Local actor and director B.J. Cleveland was in Uptown’s first show and is also O’Neal’s best friend.

So she jumped backstage to help out. Then she was hired as a stage manager in the company’s second season.

Since then she’s worked with Theatre Three, Circle Theatre and Theatre Arlington.

While at Uptown working on Forbidden Broadway, O’Neal joined others for a painting class with wine. She had never painted in her life until then, she said.

“I fell in love hard, and I felt like I could do it,” she said. “I kinda had this talent for it.”

O’Neal bonded with the teacher and even took private classes with her. Her first pet portrait was of her own dog in 2011. Since then, she’s painted 35 dog portraits total — and one cat.

Cathy O’Neal

O’Neal said she actually stayed away from art before because of some middle school trauma.

“We had this art teacher who was just the worst,” she explained. “She belittled us and critiqued us so badly. I was scared to death of her.

“So I came away thinking I was no good for it and never tried art.”

But look at her now.

As she developed her style, O’Neal discovered that she found painting animals to be quite relaxing; when she is painting, she’s not thinking about her household chores or the deadlines for the grants she’s working on as the current development director for Theatre Arlington.

And in painting pets, she has cultivated her passion as well as her somewhat accidental side hustle.

And it was at Uptown she found one of her best and first customers.

“The guys who won the auction were my first paying customers. After I delivered theirs, they ordered portraits for gifts and friends,” she said.

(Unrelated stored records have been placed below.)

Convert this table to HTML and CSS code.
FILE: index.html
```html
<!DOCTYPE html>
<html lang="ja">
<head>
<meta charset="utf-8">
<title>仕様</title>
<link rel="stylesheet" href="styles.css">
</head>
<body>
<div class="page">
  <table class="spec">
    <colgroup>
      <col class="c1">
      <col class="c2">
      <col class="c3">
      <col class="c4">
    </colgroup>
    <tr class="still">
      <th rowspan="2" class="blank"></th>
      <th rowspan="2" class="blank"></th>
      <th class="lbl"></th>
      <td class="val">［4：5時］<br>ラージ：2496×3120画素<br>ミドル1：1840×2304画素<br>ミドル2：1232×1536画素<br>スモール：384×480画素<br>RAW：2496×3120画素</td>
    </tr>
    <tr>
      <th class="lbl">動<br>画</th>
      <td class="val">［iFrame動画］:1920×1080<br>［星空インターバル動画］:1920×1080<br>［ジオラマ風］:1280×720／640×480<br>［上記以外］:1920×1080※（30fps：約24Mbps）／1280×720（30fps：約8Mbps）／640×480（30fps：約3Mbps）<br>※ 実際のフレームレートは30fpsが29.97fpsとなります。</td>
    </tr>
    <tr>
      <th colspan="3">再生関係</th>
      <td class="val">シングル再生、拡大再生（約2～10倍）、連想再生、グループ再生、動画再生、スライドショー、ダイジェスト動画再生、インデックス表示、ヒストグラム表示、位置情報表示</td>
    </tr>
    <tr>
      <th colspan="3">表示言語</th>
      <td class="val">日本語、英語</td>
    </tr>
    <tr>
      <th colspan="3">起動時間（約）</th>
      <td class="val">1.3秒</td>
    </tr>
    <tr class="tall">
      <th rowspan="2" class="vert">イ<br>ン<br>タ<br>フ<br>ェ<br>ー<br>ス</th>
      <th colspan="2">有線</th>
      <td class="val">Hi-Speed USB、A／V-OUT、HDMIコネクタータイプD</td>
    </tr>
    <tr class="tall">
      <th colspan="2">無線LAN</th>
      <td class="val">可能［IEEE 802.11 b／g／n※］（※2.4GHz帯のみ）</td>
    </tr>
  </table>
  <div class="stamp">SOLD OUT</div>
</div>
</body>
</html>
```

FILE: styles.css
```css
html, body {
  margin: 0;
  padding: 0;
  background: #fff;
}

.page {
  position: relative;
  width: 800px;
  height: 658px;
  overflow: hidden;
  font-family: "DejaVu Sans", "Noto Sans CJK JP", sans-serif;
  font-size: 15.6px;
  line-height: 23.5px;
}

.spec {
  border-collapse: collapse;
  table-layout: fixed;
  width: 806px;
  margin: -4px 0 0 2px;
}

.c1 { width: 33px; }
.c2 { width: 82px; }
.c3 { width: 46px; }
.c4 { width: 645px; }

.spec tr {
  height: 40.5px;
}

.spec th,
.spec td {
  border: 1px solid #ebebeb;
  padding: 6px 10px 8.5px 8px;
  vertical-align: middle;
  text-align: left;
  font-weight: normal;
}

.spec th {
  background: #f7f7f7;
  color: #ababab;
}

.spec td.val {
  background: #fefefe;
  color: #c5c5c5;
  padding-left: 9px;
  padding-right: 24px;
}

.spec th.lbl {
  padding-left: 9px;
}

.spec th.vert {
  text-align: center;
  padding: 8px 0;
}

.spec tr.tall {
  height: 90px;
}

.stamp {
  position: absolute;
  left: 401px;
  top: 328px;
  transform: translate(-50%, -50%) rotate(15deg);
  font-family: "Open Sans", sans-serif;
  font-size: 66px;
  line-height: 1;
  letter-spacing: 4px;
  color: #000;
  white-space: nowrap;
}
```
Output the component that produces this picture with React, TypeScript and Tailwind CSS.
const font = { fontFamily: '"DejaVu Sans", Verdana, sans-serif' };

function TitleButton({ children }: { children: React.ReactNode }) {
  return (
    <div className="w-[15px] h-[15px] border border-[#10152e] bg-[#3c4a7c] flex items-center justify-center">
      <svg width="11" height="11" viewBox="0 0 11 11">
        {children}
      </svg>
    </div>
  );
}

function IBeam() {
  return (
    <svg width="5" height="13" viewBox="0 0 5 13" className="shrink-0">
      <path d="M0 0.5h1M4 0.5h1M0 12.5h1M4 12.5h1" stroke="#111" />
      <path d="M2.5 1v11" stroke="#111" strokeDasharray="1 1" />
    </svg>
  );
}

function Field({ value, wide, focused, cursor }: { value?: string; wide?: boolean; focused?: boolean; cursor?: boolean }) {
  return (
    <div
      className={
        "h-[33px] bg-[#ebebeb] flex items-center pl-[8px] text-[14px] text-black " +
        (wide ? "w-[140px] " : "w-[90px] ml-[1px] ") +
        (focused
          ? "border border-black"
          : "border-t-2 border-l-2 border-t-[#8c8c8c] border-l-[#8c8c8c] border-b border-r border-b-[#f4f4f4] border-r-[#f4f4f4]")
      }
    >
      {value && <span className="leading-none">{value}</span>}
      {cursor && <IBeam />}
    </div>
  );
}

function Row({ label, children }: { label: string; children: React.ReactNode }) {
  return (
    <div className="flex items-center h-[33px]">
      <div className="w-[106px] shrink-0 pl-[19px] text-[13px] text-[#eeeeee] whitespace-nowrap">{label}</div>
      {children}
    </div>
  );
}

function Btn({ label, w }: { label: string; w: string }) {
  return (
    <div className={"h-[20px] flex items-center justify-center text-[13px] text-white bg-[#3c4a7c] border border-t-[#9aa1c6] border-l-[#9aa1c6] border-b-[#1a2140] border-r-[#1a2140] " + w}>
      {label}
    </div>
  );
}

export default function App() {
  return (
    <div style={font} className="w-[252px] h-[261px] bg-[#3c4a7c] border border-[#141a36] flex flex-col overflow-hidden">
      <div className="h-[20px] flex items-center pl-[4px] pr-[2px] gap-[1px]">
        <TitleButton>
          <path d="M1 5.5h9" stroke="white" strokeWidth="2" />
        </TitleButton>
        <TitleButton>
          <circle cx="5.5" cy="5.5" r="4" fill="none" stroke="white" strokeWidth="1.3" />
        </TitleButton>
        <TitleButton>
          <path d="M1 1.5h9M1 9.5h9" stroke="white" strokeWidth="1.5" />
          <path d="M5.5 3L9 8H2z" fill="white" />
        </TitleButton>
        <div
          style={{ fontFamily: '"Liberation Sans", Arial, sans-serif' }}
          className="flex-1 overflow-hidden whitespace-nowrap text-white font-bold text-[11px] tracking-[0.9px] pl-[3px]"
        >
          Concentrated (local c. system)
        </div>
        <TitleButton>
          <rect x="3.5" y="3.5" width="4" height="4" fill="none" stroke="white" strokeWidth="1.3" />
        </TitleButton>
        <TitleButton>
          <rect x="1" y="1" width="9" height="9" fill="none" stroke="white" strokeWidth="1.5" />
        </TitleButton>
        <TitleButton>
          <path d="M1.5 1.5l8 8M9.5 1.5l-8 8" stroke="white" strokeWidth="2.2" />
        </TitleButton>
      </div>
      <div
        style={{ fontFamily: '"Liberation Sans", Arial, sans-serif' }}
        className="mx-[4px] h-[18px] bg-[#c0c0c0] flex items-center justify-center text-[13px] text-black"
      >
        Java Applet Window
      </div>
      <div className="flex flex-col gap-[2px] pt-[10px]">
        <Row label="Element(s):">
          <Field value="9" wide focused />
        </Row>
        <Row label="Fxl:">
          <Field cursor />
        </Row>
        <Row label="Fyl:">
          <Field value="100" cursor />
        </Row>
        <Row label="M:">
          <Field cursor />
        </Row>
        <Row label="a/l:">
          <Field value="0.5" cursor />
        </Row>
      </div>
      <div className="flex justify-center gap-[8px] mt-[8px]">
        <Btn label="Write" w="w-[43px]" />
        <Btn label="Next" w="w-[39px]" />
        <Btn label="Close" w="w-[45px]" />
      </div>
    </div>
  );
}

O’Neal paints from photos clients give her and depending on their choices, she creates works on 16×20 or 8×8 canvases.

“I encourage [clients to send] more than one photo so we can look at them together,” she said. “I prefer them to be on solid backgrounds to make it all about the pet, and I like to put them on a bright background. People will tell me that ‘You’ve really captured my dog.’”

Her pricing ranges from $60-$100, and, on average, a painting takes her from two to three weeks to complete.

“I’ll ask if there’s a deadline like a birthday or occasion, and on the sizes, everything is open to negotiation,” she said.